Quarta di copertina
“Questa nostra storia è inizia negli anni Settanta. È il tempo della grande contestazione, in cui l’idea che la violenza fosse la via necessaria verso un mondo migliore (e senza violenza), era data per scontata.
Poi quegli anni sono passati e i discorsi sulla lotta armata rottamati senza troppe discussioni. Anche se da allora non ho mai rinunciato all’idea di un cambiamento rivoluzionario, inteso come radicale ribaltamento delle condizioni del presente.

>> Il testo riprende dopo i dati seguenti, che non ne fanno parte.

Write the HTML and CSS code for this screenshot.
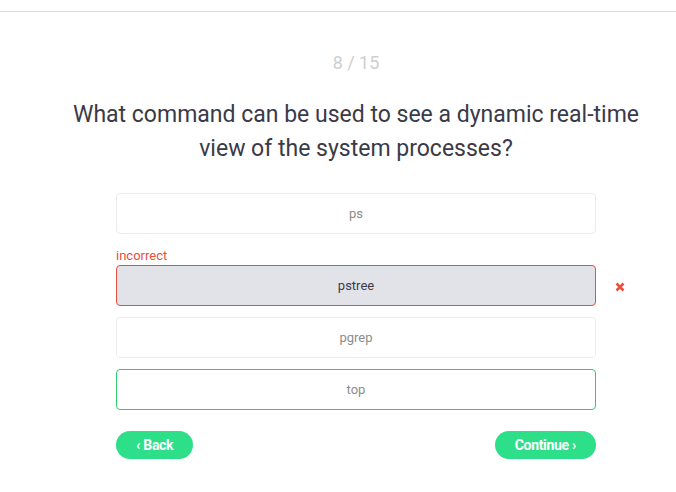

È stato nel corso di questi ultimi anni che è nato il mio interessamento nei confronti della nonviolenza. La motivazione più profonda è venuta dal sentimento spontaneo di inaccettabilità di qualunque forma di violenza. Naturalmente la difficoltà più grossa non è la sua giustificazione come scelta di vita quanto piuttosto quella, molto ambiziosa e difficile di volerne fare lo strumento privilegiato di una scelta rivolta alla capacità di abbattere un potere dominante, violento e armato, votato al sopruso e alla guerra.”
È a partire da queste riflessioni che Antonio Minaldi, pur ammettendo il diritto estremo alla resistenza armata come legittima difesa, accetta la sfida della Nonviolenza come scelta etica e come “scommessa politica”, esplorando le vie attraverso cui divenire efficace e vincente.